Pictures stay out. Extract the lines below from the first one through the line with "customElement, property, state", both included.
════════
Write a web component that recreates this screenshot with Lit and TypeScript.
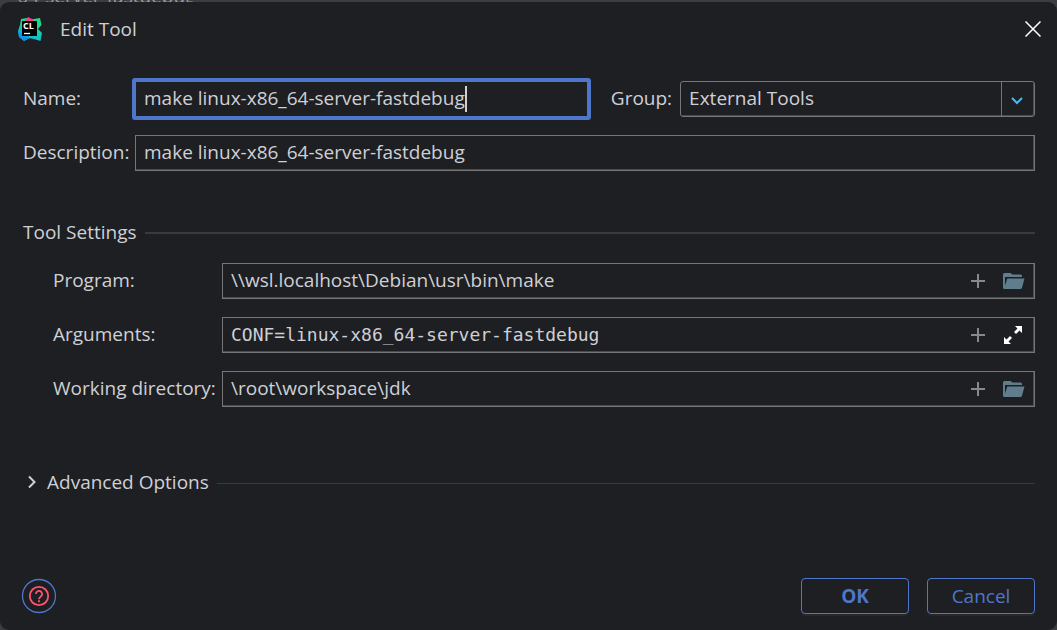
import { LitElement, html, css, svg } from "lit";
import { customElement, property, state } from "lit/decorators.js";

const plusIcon = svg`<svg width="14" height="14" viewBox="0 0 14 14"><path d="M7 0v14M0 7h14" stroke="#868a8c" stroke-width="2" fill="none"/></svg>`;
const folderIcon = svg`<svg width="22" height="16" viewBox="0 0 22 16"><path d="M0 14.500V1.500Q0 0 1.500 0H7.500L9.500 1.500H17.500Q19 1.500 19 3V4H2V12.500L4.300 5.500H21.500L19 14.700Q18.600 16 17.400 16H1.500Q0 16 0 14.500Z" fill="#5f7d8c"/></svg>`;
const expandIcon = svg`<svg width="20" height="18" viewBox="0 0 20 18"><path d="M11 0H18V7L15.500 4.500L12 8L10 6L13.500 2.500ZM0 11L2.500 13.500L6 10L8 12L4.500 15.500L7 18H0Z" fill="#fff"/></svg>`;

@customElement("path-field")
export class PathField extends LitElement {
  @property() label = "";
  @property() value = "";
  @property() action = "browse";
  @property({ type: Boolean }) mono = false;

  static styles = css`
    :host { display: contents; }
    label { white-space: nowrap; line-height: 24px; padding-bottom: 2px; }
    .box { display: flex; align-items: center; height: 36px; box-sizing: border-box; border: 1px solid #757678; box-shadow: inset -1px -1px #4a4b4e; padding: 0 9px 0 8px; min-width: 0; }
    input { flex: 1; min-width: 0; border: 0; padding: 0 0 2px; background: none; outline: none; color: inherit; font: inherit; line-height: 24px; }
    .mono { font-family: "DejaVu Sans Mono", "Liberation Mono", monospace; font-size: 18px; padding: 0; }
    button { display: grid; place-items: center; border: 0; padding: 0; background: none; width: 22px; height: 24px; }
    .add { width: 14px; margin-right: 18px; }
  `;

  render() {
    return html`
      <label for="field">${this.label}</label>
      <div class="box">
        <input id="field" class=${this.mono ? "mono" : ""} .value=${this.value} spellcheck="false" />
        <button class="add" aria-label="Insert macro">${plusIcon}</button>
        <button aria-label=${this.action}>${this.action === "expand" ? expandIcon : folderIcon}</button>
      </div>
    `;
  }
}

@customElement("app-root")
export class AppRoot extends LitElement {
  @state() name = "make linux-x86_64-server-fastdebug";

  static styles = css`
    :host { display: flex; flex-direction: column; min-height: 100vh; background: #3c3d3f; color: #ced0d6; font-family: "Open Sans", "Noto Sans", sans-serif; font-size: 19px; line-height: 24px; }
    .behind { height: 2px; overflow: hidden; display: flex; align-items: flex-end; padding-left: 9px; line-height: 12px; color: #98999c; }
    .dialog { flex: 1; display: flex; flex-direction: column; box-sizing: border-box; background: #1e1f22; border-radius: 9px; padding: 12px 22px 16px 23px; }
    header { display: flex; align-items: center; height: 30px; }
    .logo { width: 26px; height: 26px; margin: 0 17px 0 -6px; font-family: "Open Sans", sans-serif; font-size: 9px; font-weight: 700; }
    h1 { margin: 0; flex: 1; font-size: 19px; font-weight: 400; line-height: 24px; }
    button { font: inherit; color: inherit; background: none; border: 0; padding: 0; }
    .close { width: 24px; height: 24px; display: grid; place-items: center; margin-right: -10px; }
    .general { display: grid; grid-template-columns: 103px 465fr auto 355fr; align-items: center; margin-top: 34px; row-gap: 15px; }
    label { white-space: nowrap; padding-bottom: 2px; }
    .text { box-sizing: border-box; height: 36px; border: 1px solid #757678; box-shadow: inset -1px -1px #4a4b4e; background: none; color: inherit; font: inherit; padding: 0 8px 2px; margin-left: 9px; outline: none; min-width: 0; grid-column: 2 / -1; }
    .focused { display: flex; align-items: center; box-sizing: border-box; height: 42px; border: 4px solid #4e77cc; border-radius: 3px; padding: 0 8px; margin: 0 0 0 6px; min-width: 0; }
    .focused input { field-sizing: content; border: 0; padding: 0 0 2px; background: none; outline: none; color: inherit; font: inherit; caret-color: transparent; max-width: 100%; }
    .caret { width: 2px; height: 26px; background: #ced0d6; flex: none; }
    .group { margin: 0 8px 0 20px; }
    .combo { display: grid; grid-template-columns: 1fr 33px; box-sizing: border-box; height: 36px; border: 1px solid #757678; border-radius: 3px; box-shadow: inset -1px -1px #4a4b4e; }
    .combo select { grid-area: 1 / 1 / 2 / 3; appearance: none; background: none; border: 0; outline: none; color: inherit; font: inherit; padding: 0 8px 2px; min-width: 0; }
    .arrow { grid-area: 1 / 2; display: grid; place-items: center; border-left: 1px solid #757678; pointer-events: none; padding: 4px 2px 0 0; }
    .section { display: flex; align-items: center; gap: 8px; margin: 49px 0 0; }
    h2 { margin: 0; padding-bottom: 2px; font-size: inherit; font-weight: 400; }
    .rule { flex: 1; height: 2px; background: #393a3c; }
    .thin { height: 1px; }
    .settings { display: grid; grid-template-columns: 161px 1fr; align-items: center; gap: 18px 8px; padding-left: 30px; margin-top: 17px; }
    .advanced { display: flex; align-items: center; gap: 8px; margin-top: 63px; }
    .toggle { display: flex; align-items: center; gap: 10px; padding: 0 0 2px 4px; }
    footer { display: flex; align-items: center; gap: 18px; margin-top: auto; }
    .help { width: 36px; height: 36px; display: grid; place-items: center; margin: 0 auto 0 -2px; }
    .action { box-sizing: border-box; width: 108px; height: 36px; border: 1px solid #4e77cc; border-radius: 4px; color: #4e77cc; box-shadow: 0 2px #26272a; }
    .primary { font-weight: 700; }
  `;

  render() {
    return html`
      <div class="behind">_64-server-fastdebug</div>
      <main class="dialog">
        <header>
          <svg class="logo" viewBox="0 0 26 26">
            <defs>
              <linearGradient id="left" x1="0" y1="0" x2="0" y2="1"><stop offset="0.200" stop-color="#21d789"/><stop offset="0.700" stop-color="#0aa5e8"/></linearGradient>
              <linearGradient id="right" x1="0" y1="0" x2="0" y2="1"><stop offset="0.300" stop-color="#21d789"/><stop offset="0.900" stop-color="#0fc0c8"/></linearGradient>
            </defs>
            <path d="M4 3L10 2L13 5V22L7 25L2 21L1 15L3 9Z" fill="url(#left)"/>
            <path d="M12 4L17 3L23 2L24.500 9L21 13L25 17L23.500 25L17 23L12 22Z" fill="url(#right)"/>
            <path d="M8 5L11 1L15 3L17 5Z" fill="#fb3a8f"/>
            <path d="M1 15L6 20L12 22L7 25L2 21Z" fill="#0b94e6"/>
            <rect x="5" y="5" width="15" height="15"/>
            <text x="6" y="13" fill="#fff">CL</text>
            <path d="M7 17.500h6" stroke="#fff" stroke-width="1.300"/>
          </svg>
          <h1>Edit Tool</h1>
          <button class="close" aria-label="Close"><svg width="16" height="16" viewBox="0 0 16 16"><path d="M.5.5l15 15M15.500.5l-15 15" stroke="#fff" stroke-width="1.500"/></svg></button>
        </header>
        <section class="general">
          <label for="name">Name:</label>
          <div class="focused">
            <input id="name" .value=${this.name} spellcheck="false" /><span class="caret"></span>
          </div>
          <label class="group" for="group">Group:</label>
          <div class="combo">
            <select id="group"><option>External Tools</option></select>
            <span class="arrow"><svg width="12" height="8" viewBox="0 0 12 8"><path d="M1 1l5 5l5-5" stroke="#4ab8f0" stroke-width="2" fill="none"/></svg></span>
          </div>
          <label for="description">Description:</label>
          <input id="description" class="text" .value=${this.name} spellcheck="false" />
        </section>
        <div class="section"><h2>Tool Settings</h2><span class="rule"></span></div>
        <section class="settings">
          <path-field label="Program:" value="\\\\wsl.localhost\\Debian\\usr\\bin\\make"></path-field>
          <path-field label="Arguments:" value="CONF=linux-x86_64-server-fastdebug" action="expand" mono></path-field>
          <path-field label="Working directory:" value="\\root\\workspace\\jdk"></path-field>
        </section>
        <div class="advanced">
          <button class="toggle" aria-expanded="false"><svg width="10" height="14" viewBox="0 0 10 14"><path d="M2 1.500l5.500 5.500L2 12.500" stroke="#ced0d6" stroke-width="2" fill="none"/></svg>Advanced Options</button>
          <span class="rule thin"></span>
        </div>
        <footer>
          <button class="help" aria-label="Help"><svg width="36" height="36" viewBox="0 0 36 36" fill="none"><circle cx="18" cy="18" r="16.500" stroke="#4e77cc" stroke-width="1.300"/><g stroke="#ff5370" stroke-width="1.800"><circle cx="18" cy="18" r="9.200"/><path d="M14.900 16a3.100 3.100 0 1 1 5.300 2.200c-1 1-2.200 1.400-2.200 3.100M18 22.300v1.900"/></g></svg></button>
          <button class="action primary">OK</button>
          <button class="action">Cancel</button>
        </footer>
      </main>
    `;
  }
}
════════
◆ TASK RESULT ◆
Write a web component that recreates this screenshot with Lit and TypeScript.
import { LitElement, html, css, svg } from "lit";
import { customElement, property, state } from "lit/decorators.js";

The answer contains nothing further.